What is the best RAID strip size?
This controller gives the option to set the strip size, and this value has an impact on the overall performance. I would like to say that there is a math rule to find the best value, but this is influenced by so many variables that the best way to find the fastest strip size is... testing all the possible settings. Yes, it takes time, but you have someone who did it for you
The fastest strip size is 256K, but 128K is close to it.
What is the best configuration for the Controller battery-protected cache
Each controller has 4GB of cache including a battery for writing the content to flash in case of power loss. This cache is actively used to optimize physical write operations to disks and is a key element for performance. In my tests, I assigned
95% of the cache to write and 5% to read.
How many File Systems?
Here we have 2 options
- Option 1) 2 file systems, one per volume, grouped by Veeam Scale Out Backup Repositories (SOBR). Each FS is formatted as ReFS with 64KB pages. This option is usually preferrable because it is 15% faster. This is my preferred configuration.
- Option 2) 1 file systems. The two volumes are groped in a single Windows striped volume. The resulting single volume is formatted as ReFS with 64KB pages This option is a little bit easier to manage, but it is slower and the striping layer is an additional potential point of failure.
What is the best backup block size for performance?
This is controlled by "Storage optimization" (Veeam backup Job --> Storage section --> Advanced setting --> Storage tab --> “Storage optimization” field).
“Local target (large blocks)” is about 8% faster than standard “Local target”.
With “local target” blocks, the Incremental backup size usually requires a little less capacity. There isn’t a clear winner on this setting, and both options are usable. The best one depends on your source data and if "local target" produces a significantly smaller incremental.
My personal preference is for “Local target (large blocks)”.
Use per-VM backup files: yes or no?
Modern systems need multiple write streams to run fast. On HPE Apollo 4510 Gen10 each VBR write stream runs at 1GB/s, and this generates a backup speed of about 2GB/s when the compression effect is 2:1. It is necessary to have at least 7-15 concurrent stream to run backups at 10GB/s.
- If you do not use the "per VM-backup files" then make sure to have your workload distributed in multiple jobs and have about 10 jobs running concurrently.
- If you use the "per VM-backup files" then everything is easier because each VM-backup generates its own write streams and we just need at least 10 VMs for running at the maximum speed.

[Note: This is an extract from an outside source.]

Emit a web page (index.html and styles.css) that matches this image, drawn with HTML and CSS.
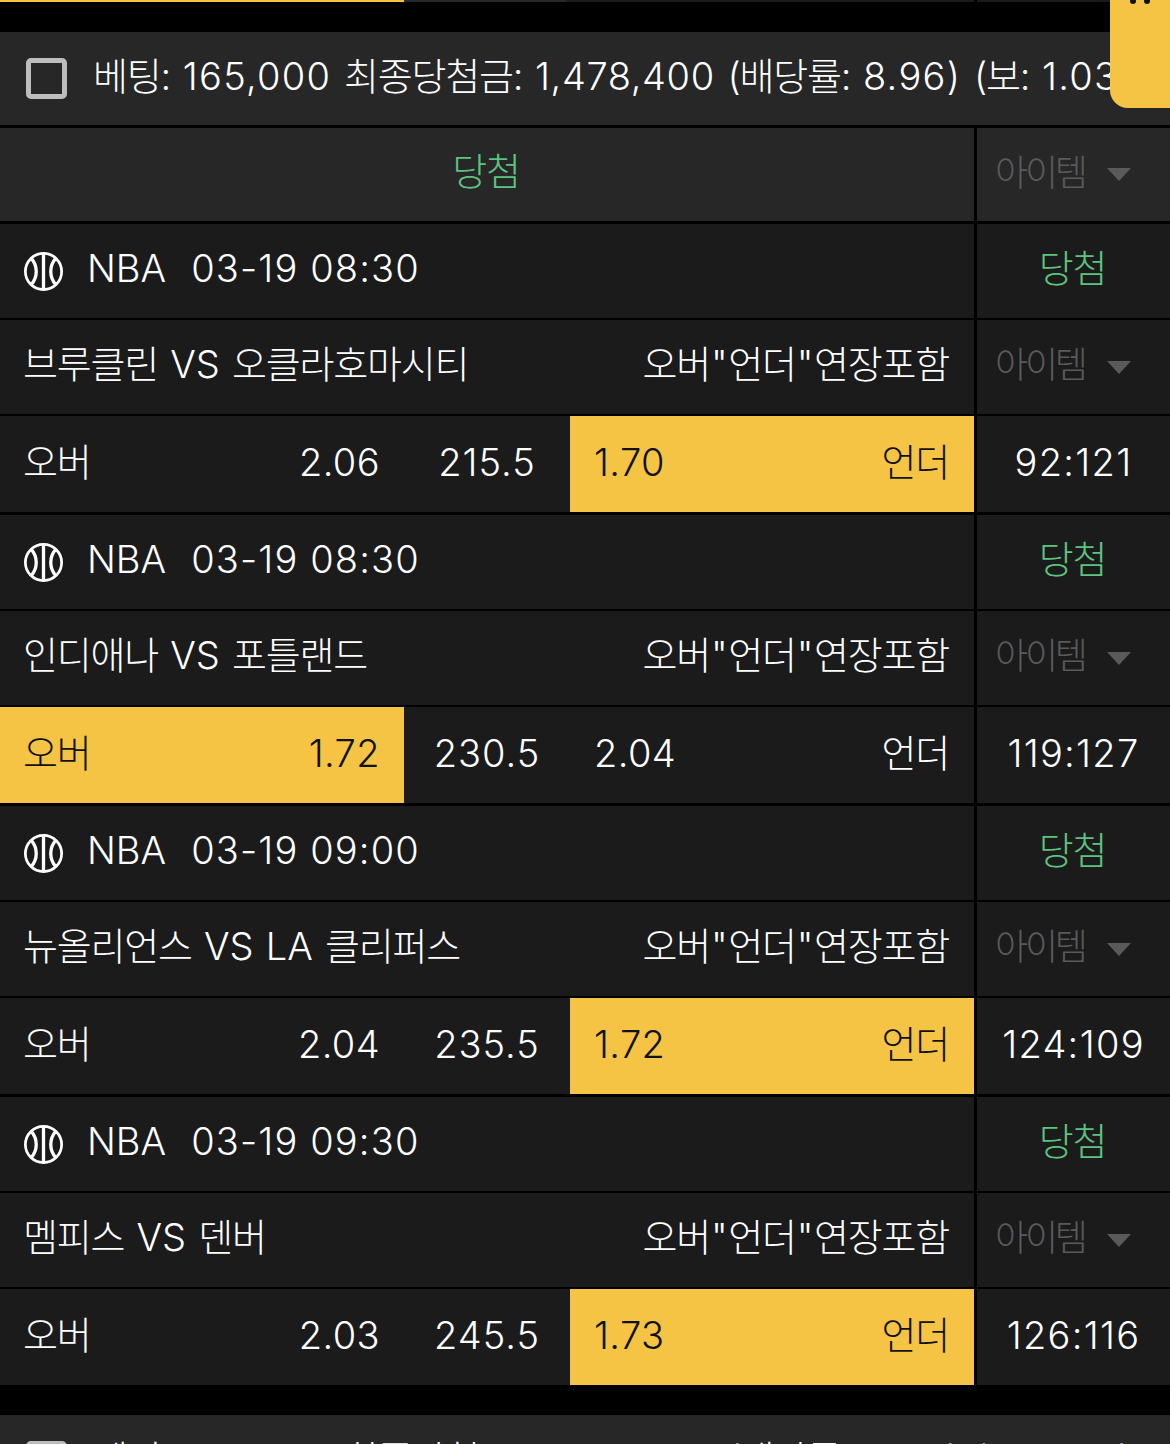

Is there a maximum number of concurrent streams before the throughput starts slowing down? I do not know the answer, I can say that I tested a job with 45 VMs and it run for 10 mins at an average speed of 10.3GB/s with a 2.1x reduction (and then it slowed down because there were no other VM to process).
Are there smaller storage-optimized servers and smaller/scalable configuration options?

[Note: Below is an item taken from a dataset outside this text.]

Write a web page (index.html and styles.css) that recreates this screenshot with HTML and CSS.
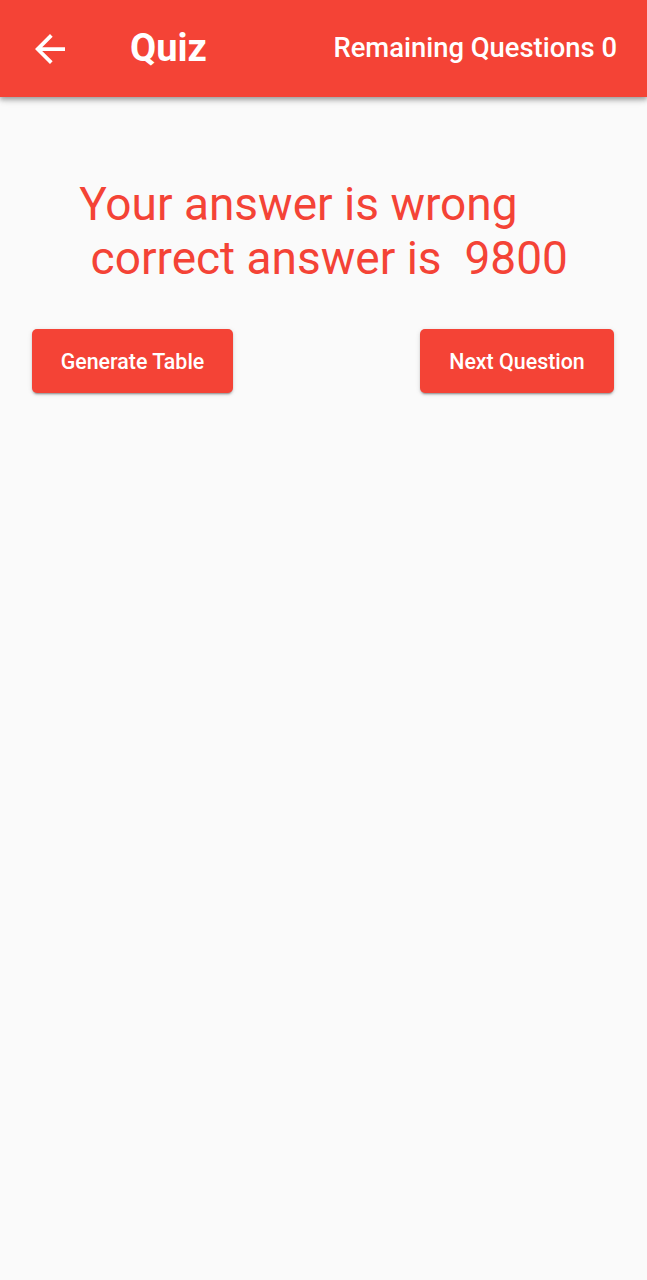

The 4U HPE Apollo 4510 Gen10 has a 2U brother,
the Apollo 4200 Gen10. This server has 2 front drawers with 12 LFF disks, plus a rear cage for other 4LFF disks. In total there are 28 LFF slots.
On the Veeam V11 optimized configuration, the Apollo 4200 provides up to 320TB net usable.
There are multiple configuration options, based on smaller disks (the most common are 8,10,12,14,16TB), or with the internal disk slots only 50% populated, and ready for a future upgrade.
In the next few days, I'll complete my tests on the Apollo 4200 Gen 10 with V11, and I'll post an update on the performance.
A personal note: a 30% increase in performance would have been defined exceptional for a solution that Gartner already ranks first for ability to execute, but here we are facing a doubling of performance between V10 and V11 and I don't know how it can be defined.
P.S. Thank you for your interest on my lab results.